§ Dataset content
##############################

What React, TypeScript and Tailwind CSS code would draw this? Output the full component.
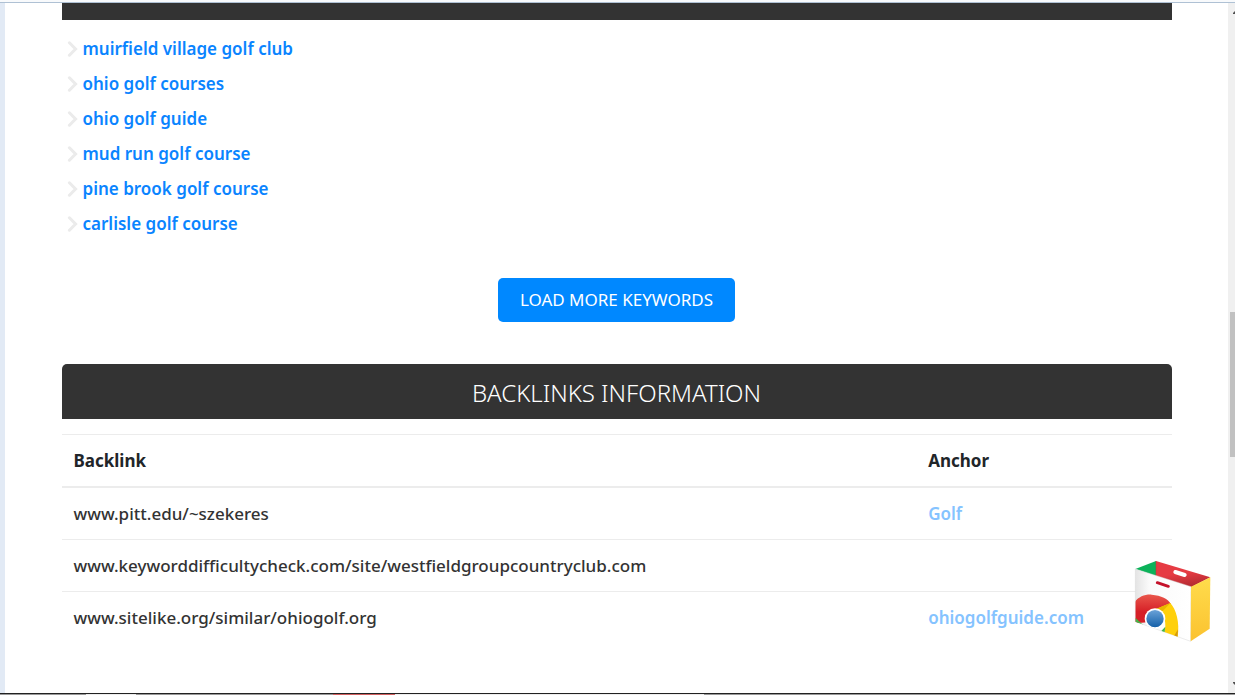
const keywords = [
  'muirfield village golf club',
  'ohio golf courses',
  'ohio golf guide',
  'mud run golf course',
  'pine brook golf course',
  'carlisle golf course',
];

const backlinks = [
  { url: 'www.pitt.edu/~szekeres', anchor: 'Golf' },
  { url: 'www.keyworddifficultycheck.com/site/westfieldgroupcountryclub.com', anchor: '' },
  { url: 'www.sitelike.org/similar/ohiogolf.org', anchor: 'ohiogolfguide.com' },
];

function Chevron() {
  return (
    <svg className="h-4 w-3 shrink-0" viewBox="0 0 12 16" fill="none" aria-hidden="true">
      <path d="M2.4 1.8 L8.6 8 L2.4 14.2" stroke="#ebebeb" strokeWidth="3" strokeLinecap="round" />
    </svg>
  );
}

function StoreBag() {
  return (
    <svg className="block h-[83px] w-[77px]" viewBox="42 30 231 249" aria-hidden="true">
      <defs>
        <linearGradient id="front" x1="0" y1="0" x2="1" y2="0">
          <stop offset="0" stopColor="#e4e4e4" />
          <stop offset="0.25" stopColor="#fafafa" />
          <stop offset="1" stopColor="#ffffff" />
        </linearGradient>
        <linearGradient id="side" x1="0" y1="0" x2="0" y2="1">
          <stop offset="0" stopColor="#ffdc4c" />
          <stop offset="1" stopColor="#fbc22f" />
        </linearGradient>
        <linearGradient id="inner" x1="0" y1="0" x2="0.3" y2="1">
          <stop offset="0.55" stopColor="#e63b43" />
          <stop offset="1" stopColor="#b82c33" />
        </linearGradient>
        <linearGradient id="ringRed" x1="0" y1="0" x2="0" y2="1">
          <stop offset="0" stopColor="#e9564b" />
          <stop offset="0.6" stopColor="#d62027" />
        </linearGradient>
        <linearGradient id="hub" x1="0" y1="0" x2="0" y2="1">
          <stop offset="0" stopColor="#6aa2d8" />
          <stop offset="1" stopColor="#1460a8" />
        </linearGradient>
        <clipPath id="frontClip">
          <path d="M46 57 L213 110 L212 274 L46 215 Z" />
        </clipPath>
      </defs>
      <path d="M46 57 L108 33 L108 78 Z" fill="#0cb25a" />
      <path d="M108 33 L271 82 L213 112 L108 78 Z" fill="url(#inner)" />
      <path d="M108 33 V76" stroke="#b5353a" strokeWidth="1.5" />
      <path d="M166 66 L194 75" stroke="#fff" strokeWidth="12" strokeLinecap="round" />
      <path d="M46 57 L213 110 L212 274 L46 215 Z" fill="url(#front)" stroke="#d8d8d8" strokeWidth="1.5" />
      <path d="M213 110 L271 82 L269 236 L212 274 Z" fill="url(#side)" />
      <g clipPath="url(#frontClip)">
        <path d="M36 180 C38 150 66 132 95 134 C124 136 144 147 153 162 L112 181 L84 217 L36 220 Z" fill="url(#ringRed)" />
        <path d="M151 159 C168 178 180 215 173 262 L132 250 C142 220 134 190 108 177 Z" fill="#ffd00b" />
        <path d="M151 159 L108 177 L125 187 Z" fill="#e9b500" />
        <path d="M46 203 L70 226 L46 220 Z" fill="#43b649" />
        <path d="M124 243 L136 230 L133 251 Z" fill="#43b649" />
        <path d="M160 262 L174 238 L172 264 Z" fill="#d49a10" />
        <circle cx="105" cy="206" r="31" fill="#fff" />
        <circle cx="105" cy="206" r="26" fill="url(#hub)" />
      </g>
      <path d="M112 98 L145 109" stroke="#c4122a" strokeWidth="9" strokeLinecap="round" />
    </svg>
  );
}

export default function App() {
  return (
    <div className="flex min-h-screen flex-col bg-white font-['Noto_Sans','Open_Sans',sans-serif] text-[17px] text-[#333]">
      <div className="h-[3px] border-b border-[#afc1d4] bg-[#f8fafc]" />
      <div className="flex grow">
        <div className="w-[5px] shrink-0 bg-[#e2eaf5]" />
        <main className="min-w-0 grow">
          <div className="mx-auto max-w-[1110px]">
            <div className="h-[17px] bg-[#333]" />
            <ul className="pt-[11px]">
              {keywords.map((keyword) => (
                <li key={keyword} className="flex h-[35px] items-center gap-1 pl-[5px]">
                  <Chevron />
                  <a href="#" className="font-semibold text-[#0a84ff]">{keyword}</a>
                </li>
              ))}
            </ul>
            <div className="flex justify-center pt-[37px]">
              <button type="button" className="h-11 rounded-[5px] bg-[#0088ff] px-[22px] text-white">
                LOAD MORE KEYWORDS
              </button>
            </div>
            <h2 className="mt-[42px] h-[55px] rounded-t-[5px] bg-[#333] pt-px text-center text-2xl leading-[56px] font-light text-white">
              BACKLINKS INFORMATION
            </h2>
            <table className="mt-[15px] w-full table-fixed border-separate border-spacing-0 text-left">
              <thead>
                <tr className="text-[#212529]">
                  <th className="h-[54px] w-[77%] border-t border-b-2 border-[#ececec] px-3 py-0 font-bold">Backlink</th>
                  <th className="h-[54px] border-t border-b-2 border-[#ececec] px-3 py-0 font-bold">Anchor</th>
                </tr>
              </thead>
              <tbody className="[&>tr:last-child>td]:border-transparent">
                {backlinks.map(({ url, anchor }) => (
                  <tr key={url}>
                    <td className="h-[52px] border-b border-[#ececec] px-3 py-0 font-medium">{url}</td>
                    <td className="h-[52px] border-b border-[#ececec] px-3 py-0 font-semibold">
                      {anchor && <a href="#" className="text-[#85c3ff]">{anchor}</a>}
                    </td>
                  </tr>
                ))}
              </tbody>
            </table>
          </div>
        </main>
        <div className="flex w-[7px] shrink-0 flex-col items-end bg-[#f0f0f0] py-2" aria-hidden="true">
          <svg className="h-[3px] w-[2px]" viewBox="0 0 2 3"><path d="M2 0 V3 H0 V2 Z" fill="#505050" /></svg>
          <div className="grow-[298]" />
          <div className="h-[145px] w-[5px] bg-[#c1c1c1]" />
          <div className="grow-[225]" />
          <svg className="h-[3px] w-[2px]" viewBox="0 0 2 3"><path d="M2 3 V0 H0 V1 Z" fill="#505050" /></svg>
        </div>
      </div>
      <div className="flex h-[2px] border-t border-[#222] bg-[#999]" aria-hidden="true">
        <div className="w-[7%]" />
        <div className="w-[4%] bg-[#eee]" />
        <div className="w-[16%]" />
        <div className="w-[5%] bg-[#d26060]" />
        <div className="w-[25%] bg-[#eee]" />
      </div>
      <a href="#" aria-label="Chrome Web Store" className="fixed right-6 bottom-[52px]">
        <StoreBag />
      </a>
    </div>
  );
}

##############################

§ Short task
Copy the material above in full and exactly, skipping pictures.

§ Problem solution
What React, TypeScript and Tailwind CSS code would draw this? Output the full component.
const keywords = [
  'muirfield village golf club',
  'ohio golf courses',
  'ohio golf guide',
  'mud run golf course',
  'pine brook golf course',
  'carlisle golf course',
];

const backlinks = [
  { url: 'www.pitt.edu/~szekeres', anchor: 'Golf' },
  { url: 'www.keyworddifficultycheck.com/site/westfieldgroupcountryclub.com', anchor: '' },
  { url: 'www.sitelike.org/similar/ohiogolf.org', anchor: 'ohiogolfguide.com' },
];

function Chevron() {
  return (
    <svg className="h-4 w-3 shrink-0" viewBox="0 0 12 16" fill="none" aria-hidden="true">
      <path d="M2.4 1.8 L8.6 8 L2.4 14.2" stroke="#ebebeb" strokeWidth="3" strokeLinecap="round" />
    </svg>
  );
}

function StoreBag() {
  return (
    <svg className="block h-[83px] w-[77px]" viewBox="42 30 231 249" aria-hidden="true">
      <defs>
        <linearGradient id="front" x1="0" y1="0" x2="1" y2="0">
          <stop offset="0" stopColor="#e4e4e4" />
          <stop offset="0.25" stopColor="#fafafa" />
          <stop offset="1" stopColor="#ffffff" />
        </linearGradient>
        <linearGradient id="side" x1="0" y1="0" x2="0" y2="1">
          <stop offset="0" stopColor="#ffdc4c" />
          <stop offset="1" stopColor="#fbc22f" />
        </linearGradient>
        <linearGradient id="inner" x1="0" y1="0" x2="0.3" y2="1">
          <stop offset="0.55" stopColor="#e63b43" />
          <stop offset="1" stopColor="#b82c33" />
        </linearGradient>
        <linearGradient id="ringRed" x1="0" y1="0" x2="0" y2="1">
          <stop offset="0" stopColor="#e9564b" />
          <stop offset="0.6" stopColor="#d62027" />
        </linearGradient>
        <linearGradient id="hub" x1="0" y1="0" x2="0" y2="1">
          <stop offset="0" stopColor="#6aa2d8" />
          <stop offset="1" stopColor="#1460a8" />
        </linearGradient>
        <clipPath id="frontClip">
          <path d="M46 57 L213 110 L212 274 L46 215 Z" />
        </clipPath>
      </defs>
      <path d="M46 57 L108 33 L108 78 Z" fill="#0cb25a" />
      <path d="M108 33 L271 82 L213 112 L108 78 Z" fill="url(#inner)" />
      <path d="M108 33 V76" stroke="#b5353a" strokeWidth="1.5" />
      <path d="M166 66 L194 75" stroke="#fff" strokeWidth="12" strokeLinecap="round" />
      <path d="M46 57 L213 110 L212 274 L46 215 Z" fill="url(#front)" stroke="#d8d8d8" strokeWidth="1.5" />
      <path d="M213 110 L271 82 L269 236 L212 274 Z" fill="url(#side)" />
      <g clipPath="url(#frontClip)">
        <path d="M36 180 C38 150 66 132 95 134 C124 136 144 147 153 162 L112 181 L84 217 L36 220 Z" fill="url(#ringRed)" />
        <path d="M151 159 C168 178 180 215 173 262 L132 250 C142 220 134 190 108 177 Z" fill="#ffd00b" />
        <path d="M151 159 L108 177 L125 187 Z" fill="#e9b500" />
        <path d="M46 203 L70 226 L46 220 Z" fill="#43b649" />
        <path d="M124 243 L136 230 L133 251 Z" fill="#43b649" />
        <path d="M160 262 L174 238 L172 264 Z" fill="#d49a10" />
        <circle cx="105" cy="206" r="31" fill="#fff" />
        <circle cx="105" cy="206" r="26" fill="url(#hub)" />
      </g>
      <path d="M112 98 L145 109" stroke="#c4122a" strokeWidth="9" strokeLinecap="round" />
    </svg>
  );
}

export default function App() {
  return (
    <div className="flex min-h-screen flex-col bg-white font-['Noto_Sans','Open_Sans',sans-serif] text-[17px] text-[#333]">
      <div className="h-[3px] border-b border-[#afc1d4] bg-[#f8fafc]" />
      <div className="flex grow">
        <div className="w-[5px] shrink-0 bg-[#e2eaf5]" />
        <main className="min-w-0 grow">
          <div className="mx-auto max-w-[1110px]">
            <div className="h-[17px] bg-[#333]" />
            <ul className="pt-[11px]">
              {keywords.map((keyword) => (
                <li key={keyword} className="flex h-[35px] items-center gap-1 pl-[5px]">
                  <Chevron />
                  <a href="#" className="font-semibold text-[#0a84ff]">{keyword}</a>
                </li>
              ))}
            </ul>
            <div className="flex justify-center pt-[37px]">
              <button type="button" className="h-11 rounded-[5px] bg-[#0088ff] px-[22px] text-white">
                LOAD MORE KEYWORDS
              </button>
            </div>
            <h2 className="mt-[42px] h-[55px] rounded-t-[5px] bg-[#333] pt-px text-center text-2xl leading-[56px] font-light text-white">
              BACKLINKS INFORMATION
            </h2>
            <table className="mt-[15px] w-full table-fixed border-separate border-spacing-0 text-left">
              <thead>
                <tr className="text-[#212529]">
                  <th className="h-[54px] w-[77%] border-t border-b-2 border-[#ececec] px-3 py-0 font-bold">Backlink</th>
                  <th className="h-[54px] border-t border-b-2 border-[#ececec] px-3 py-0 font-bold">Anchor</th>
                </tr>
              </thead>
              <tbody className="[&>tr:last-child>td]:border-transparent">
                {backlinks.map(({ url, anchor }) => (
                  <tr key={url}>
                    <td className="h-[52px] border-b border-[#ececec] px-3 py-0 font-medium">{url}</td>
                    <td className="h-[52px] border-b border-[#ececec] px-3 py-0 font-semibold">
                      {anchor && <a href="#" className="text-[#85c3ff]">{anchor}</a>}
                    </td>
                  </tr>
                ))}
              </tbody>
            </table>
          </div>
        </main>
        <div className="flex w-[7px] shrink-0 flex-col items-end bg-[#f0f0f0] py-2" aria-hidden="true">
          <svg className="h-[3px] w-[2px]" viewBox="0 0 2 3"><path d="M2 0 V3 H0 V2 Z" fill="#505050" /></svg>
          <div className="grow-[298]" />
          <div className="h-[145px] w-[5px] bg-[#c1c1c1]" />
          <div className="grow-[225]" />
          <svg className="h-[3px] w-[2px]" viewBox="0 0 2 3"><path d="M2 3 V0 H0 V1 Z" fill="#505050" /></svg>
        </div>
      </div>
      <div className="flex h-[2px] border-t border-[#222] bg-[#999]" aria-hidden="true">
        <div className="w-[7%]" />
        <div className="w-[4%] bg-[#eee]" />
        <div className="w-[16%]" />
        <div className="w-[5%] bg-[#d26060]" />
        <div className="w-[25%] bg-[#eee]" />
      </div>
      <a href="#" aria-label="Chrome Web Store" className="fixed right-6 bottom-[52px]">
        <StoreBag />
      </a>
    </div>
  );
}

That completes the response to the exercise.